There was a Jesuit Priest from India by the name of Anthony de Mello who influenced me a lot. He took a lot from Hinduism, Buddhism and Taoism to illustrate what spirituality was about, and had humour (which seems to be lacking at present) even if his jokes are dated. He was sometimes drastic but he got the message over.

The disciples were absorbed in a discussion of Lao-tzu’s dictum:
Those who know do not say;
Those who say do not know.

When the master entered,
They asked him what the words meant.
Said the master, “Which of you knows the fragrance of a rose?”
All of them indicated that they knew.
Then he said, “put it into words.”
All of them were silent.

~ from Anthony deMello, One Minute Wisdom


most of this I agree with, except I view socialism differently, the only way to bury the hatchet though is to NOT fold like a house of cards, otherwise the feelings of resentment will stay just deeper beneath the surface.

but it is also true that those who know do say, and those who do not know do not listen.

as for the fragrance of a rose, it’s bitter sweet concoction reminds me of several things:
first kiss
sip of a hot cup of tea
the grand view from the highest peak.

all simutaneously, with the occasional spring scenery thrown in for good measure. but what the scent does for you may be entirely different, maybe for you no visuals come to mind, thus it is harder to describe… me I’m very visual oriented, so connecting words to visual things seems very natural.

anyways back off that tangent and to the subject at hand.

to add to my above post (and to my post in the rant house) I think people are offended FAR too easily. you simply mention something they disagree with and suddenly the gloves are off. sit back and see how the statement offends you before acting.

“Rationality type 3, is roughly synonomous with tolerance - with the ability not to be overly disconcerted by differences from oneself, not to respond aggressively to such differences. This ability goes along with a willingness to alter one’s own habits - not only to get more of what one previously wanted but to reshape oneself into a different sort of person, one who wants different things than before. It also goes along with a reliance on persuasion rather than force, an inclination to talk things over rather than fight, burn or banish. It is a virtue that enables individuals and communities to exist peacefully with other communities and individuals, living and letting live, and to put together new, syncretic, compromise ways of life. So rationality in this sense is sometimes thought of, as by Hegel, as quasi-synonomous with freedom.”

would this be a style of thought and action which could avoid being described as “thoughtism” but would still allow for a minimum of “everyone… fight[ing] each other”?

ok I don’t know where you got that rationality type 3 stuff from…

that would be a form of thoughtism though, because you are comprimising your beliefs to not disagree with others in the group.

argument is an important form of growth. confrontation.

life without confrontation means we all agree, if we all agree than there would be nothing to talk about.
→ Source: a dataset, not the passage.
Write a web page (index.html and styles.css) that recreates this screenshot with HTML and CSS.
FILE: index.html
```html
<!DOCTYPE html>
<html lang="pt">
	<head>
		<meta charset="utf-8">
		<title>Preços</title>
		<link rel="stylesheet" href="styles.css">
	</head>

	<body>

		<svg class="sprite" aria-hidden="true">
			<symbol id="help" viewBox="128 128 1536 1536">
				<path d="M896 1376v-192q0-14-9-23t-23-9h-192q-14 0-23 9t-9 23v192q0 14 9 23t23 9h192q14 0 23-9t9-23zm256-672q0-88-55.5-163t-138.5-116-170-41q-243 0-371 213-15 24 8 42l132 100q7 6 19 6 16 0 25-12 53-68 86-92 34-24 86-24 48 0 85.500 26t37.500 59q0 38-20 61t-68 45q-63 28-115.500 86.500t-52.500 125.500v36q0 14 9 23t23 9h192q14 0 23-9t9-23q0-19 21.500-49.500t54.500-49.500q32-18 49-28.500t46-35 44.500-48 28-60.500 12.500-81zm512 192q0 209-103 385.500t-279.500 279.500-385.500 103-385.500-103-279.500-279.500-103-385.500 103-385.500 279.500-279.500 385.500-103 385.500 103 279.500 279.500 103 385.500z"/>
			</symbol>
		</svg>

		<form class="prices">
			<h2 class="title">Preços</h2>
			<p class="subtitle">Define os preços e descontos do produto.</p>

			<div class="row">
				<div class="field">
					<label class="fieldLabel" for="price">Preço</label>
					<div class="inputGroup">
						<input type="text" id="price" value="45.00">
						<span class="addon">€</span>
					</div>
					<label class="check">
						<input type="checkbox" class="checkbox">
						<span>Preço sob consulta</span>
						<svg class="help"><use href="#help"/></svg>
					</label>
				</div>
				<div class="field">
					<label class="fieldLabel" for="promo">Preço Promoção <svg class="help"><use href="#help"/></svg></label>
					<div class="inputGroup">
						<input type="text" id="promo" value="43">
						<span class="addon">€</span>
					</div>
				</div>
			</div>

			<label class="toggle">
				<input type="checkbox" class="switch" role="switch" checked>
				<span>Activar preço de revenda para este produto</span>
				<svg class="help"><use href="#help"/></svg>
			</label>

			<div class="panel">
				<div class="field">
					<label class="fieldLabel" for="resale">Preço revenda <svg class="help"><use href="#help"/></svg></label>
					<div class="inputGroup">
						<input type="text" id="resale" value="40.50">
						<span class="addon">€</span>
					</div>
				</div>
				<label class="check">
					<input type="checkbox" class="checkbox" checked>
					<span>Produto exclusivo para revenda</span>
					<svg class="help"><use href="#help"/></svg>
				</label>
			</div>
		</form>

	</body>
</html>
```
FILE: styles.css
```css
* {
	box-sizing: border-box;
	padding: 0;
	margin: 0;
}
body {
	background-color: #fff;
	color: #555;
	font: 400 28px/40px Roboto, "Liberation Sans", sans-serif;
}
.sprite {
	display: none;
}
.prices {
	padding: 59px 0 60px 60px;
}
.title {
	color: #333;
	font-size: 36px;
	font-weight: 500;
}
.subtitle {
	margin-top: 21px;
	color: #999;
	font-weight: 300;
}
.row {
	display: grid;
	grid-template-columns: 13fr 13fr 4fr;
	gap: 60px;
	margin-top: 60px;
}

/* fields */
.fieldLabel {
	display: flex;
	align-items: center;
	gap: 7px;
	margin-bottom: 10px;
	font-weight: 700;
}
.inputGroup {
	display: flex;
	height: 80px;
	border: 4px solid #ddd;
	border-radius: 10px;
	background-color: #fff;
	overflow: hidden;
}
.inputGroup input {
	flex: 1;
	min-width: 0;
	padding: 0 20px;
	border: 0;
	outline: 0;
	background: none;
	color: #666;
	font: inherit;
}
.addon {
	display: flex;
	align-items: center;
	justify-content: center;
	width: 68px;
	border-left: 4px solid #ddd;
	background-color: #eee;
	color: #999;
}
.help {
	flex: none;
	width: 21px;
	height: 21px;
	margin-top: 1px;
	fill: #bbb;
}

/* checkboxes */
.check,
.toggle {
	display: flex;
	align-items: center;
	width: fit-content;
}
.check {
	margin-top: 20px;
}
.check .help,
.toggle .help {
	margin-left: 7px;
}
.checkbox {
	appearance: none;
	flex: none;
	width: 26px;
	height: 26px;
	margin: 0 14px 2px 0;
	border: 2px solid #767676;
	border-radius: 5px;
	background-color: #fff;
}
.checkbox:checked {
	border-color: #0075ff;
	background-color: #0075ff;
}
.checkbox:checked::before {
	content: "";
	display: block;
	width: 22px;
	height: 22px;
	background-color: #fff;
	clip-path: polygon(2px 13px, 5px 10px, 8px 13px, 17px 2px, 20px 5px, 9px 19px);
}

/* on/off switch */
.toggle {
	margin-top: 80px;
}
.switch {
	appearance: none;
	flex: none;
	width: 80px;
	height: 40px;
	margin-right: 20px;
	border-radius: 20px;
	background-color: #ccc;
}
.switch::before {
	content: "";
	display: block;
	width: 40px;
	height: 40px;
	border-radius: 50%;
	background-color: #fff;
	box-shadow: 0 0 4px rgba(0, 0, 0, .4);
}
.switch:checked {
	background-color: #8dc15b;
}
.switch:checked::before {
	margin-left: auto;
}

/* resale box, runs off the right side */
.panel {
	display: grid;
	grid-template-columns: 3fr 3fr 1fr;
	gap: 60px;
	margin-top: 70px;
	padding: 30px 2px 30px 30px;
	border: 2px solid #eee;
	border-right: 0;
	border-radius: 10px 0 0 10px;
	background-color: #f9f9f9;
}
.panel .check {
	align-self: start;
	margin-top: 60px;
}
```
Think about that.

I think that more than anything people need to try to be more compassionate towards ideas or beliefs that are not their own, which would involve no integration, no thoughtism. and the two individuals would still have their own seperate identities.
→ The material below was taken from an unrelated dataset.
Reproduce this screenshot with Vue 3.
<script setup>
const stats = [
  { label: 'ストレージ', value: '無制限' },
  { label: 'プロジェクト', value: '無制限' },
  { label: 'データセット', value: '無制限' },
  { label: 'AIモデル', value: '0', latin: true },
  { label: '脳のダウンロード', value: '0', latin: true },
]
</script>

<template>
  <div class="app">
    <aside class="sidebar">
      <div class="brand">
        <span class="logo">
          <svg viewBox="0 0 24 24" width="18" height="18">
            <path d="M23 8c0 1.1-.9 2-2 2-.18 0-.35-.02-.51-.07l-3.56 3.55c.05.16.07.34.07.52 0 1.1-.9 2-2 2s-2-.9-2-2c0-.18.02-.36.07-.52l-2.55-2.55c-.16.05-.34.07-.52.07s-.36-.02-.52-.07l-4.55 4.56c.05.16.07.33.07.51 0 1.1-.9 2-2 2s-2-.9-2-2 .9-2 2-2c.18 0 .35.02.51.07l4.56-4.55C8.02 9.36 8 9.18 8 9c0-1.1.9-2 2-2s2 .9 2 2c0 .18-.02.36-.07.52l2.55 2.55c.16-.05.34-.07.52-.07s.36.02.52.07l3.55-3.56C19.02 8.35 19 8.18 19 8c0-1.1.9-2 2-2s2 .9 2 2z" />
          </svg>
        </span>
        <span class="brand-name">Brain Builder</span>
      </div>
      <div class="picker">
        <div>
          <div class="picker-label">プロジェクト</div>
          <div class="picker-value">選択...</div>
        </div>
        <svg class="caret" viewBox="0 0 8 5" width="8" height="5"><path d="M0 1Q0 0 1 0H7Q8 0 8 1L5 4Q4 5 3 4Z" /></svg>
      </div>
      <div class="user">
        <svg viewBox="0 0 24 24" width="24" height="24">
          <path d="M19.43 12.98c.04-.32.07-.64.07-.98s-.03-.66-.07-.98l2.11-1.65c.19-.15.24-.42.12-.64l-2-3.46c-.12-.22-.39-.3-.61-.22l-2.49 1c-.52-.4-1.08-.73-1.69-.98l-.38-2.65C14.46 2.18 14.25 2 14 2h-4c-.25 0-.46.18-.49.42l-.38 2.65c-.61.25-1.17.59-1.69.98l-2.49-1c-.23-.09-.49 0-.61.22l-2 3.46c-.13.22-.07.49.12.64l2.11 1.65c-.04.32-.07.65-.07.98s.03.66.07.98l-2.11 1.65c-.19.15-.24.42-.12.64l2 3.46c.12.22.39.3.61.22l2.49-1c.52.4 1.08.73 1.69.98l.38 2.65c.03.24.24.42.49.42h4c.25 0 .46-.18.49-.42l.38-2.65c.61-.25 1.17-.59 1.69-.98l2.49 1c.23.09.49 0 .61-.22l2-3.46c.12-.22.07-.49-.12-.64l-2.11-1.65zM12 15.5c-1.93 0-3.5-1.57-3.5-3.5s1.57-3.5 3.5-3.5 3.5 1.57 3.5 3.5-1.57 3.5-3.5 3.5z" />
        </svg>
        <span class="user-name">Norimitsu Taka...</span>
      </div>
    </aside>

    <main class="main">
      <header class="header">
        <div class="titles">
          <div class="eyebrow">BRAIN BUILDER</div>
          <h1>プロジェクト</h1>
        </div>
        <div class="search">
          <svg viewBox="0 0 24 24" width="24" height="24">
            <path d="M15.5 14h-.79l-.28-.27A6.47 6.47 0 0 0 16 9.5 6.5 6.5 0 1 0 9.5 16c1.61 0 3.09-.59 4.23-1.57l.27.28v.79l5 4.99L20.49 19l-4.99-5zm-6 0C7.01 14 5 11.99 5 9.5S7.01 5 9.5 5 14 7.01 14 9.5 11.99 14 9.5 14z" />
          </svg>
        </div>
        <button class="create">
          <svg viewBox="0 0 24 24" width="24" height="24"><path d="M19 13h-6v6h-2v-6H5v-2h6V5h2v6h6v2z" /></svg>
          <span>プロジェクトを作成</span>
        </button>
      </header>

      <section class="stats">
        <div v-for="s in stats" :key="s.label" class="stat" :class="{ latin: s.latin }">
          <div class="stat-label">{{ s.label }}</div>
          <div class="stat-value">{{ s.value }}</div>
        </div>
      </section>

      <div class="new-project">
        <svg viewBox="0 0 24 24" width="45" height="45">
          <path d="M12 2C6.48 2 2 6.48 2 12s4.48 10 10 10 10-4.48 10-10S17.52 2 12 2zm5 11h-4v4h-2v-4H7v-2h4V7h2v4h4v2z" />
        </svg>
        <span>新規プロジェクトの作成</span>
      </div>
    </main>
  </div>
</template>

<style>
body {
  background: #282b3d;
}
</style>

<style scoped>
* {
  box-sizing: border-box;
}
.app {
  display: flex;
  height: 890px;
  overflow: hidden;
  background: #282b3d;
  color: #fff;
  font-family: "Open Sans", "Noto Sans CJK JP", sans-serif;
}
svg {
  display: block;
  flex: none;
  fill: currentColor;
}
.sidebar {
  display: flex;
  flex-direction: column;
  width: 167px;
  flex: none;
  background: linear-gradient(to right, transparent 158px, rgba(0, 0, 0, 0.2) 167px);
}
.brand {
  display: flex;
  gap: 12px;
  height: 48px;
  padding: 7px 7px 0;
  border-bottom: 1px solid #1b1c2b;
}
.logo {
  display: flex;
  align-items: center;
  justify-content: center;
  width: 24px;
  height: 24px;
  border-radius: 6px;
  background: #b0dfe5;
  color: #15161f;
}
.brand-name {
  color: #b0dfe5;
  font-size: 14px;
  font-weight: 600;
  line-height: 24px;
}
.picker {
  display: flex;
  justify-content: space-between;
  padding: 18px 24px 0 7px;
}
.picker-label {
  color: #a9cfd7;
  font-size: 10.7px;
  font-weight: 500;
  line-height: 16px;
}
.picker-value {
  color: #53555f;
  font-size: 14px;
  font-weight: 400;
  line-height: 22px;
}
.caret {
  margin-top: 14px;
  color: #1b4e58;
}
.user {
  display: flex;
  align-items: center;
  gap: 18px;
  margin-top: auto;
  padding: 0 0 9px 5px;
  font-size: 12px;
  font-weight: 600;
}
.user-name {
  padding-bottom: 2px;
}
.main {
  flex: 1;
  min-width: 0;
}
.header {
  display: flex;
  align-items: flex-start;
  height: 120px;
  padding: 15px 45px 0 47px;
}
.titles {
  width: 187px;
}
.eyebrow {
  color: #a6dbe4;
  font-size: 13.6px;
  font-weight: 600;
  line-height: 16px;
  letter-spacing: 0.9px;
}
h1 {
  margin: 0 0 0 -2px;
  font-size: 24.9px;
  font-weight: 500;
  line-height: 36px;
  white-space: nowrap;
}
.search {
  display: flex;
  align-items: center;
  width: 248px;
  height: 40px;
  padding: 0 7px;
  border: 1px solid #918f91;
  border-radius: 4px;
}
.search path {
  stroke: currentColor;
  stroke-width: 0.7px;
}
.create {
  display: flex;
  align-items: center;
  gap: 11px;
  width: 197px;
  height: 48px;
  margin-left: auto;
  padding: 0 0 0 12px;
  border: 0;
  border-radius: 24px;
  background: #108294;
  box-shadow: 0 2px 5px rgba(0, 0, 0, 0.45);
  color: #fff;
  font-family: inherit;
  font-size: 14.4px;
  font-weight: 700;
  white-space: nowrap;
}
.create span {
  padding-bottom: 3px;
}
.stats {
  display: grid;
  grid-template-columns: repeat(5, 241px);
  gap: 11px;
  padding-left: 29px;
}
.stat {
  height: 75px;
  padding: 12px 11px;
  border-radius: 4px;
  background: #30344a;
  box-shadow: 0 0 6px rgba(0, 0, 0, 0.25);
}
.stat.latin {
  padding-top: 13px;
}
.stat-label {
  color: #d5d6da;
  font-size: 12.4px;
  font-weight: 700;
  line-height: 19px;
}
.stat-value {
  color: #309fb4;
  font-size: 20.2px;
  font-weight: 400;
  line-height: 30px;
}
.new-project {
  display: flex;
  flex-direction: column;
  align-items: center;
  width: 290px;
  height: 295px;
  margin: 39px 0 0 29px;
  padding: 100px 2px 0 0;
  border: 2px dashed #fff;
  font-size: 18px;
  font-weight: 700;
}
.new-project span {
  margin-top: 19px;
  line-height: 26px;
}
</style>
part of the problem stems from the reason for confrontation. Your right, I’m wrong mentality. Think about it you read my post and immediately felt you had to set me straight as to who had the correct opinion about this.
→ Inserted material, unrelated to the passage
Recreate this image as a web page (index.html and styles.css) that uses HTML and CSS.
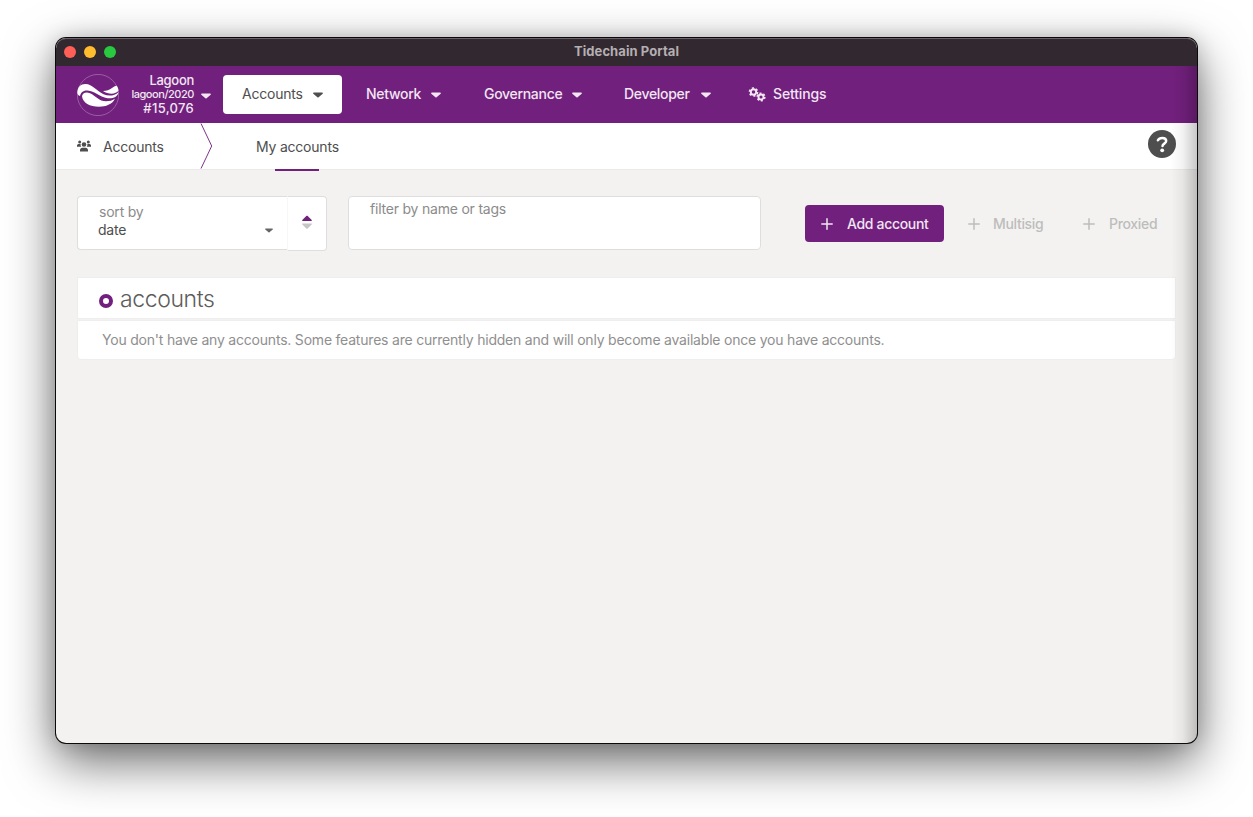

the correctness of the opinion does not matter as confronting other opinions. and then in your mind contemplating those other opinions with an unbiased mind to see maybe, “hey maybe he/she/it was right?” but being human nature as it is, we will always go back to

“I’m right and you are wrong.”

(This is classic defense of ones own idealogies, we all like to think we are open minded, but as soon as someone offends our idealogies, we go into IRURW mode.)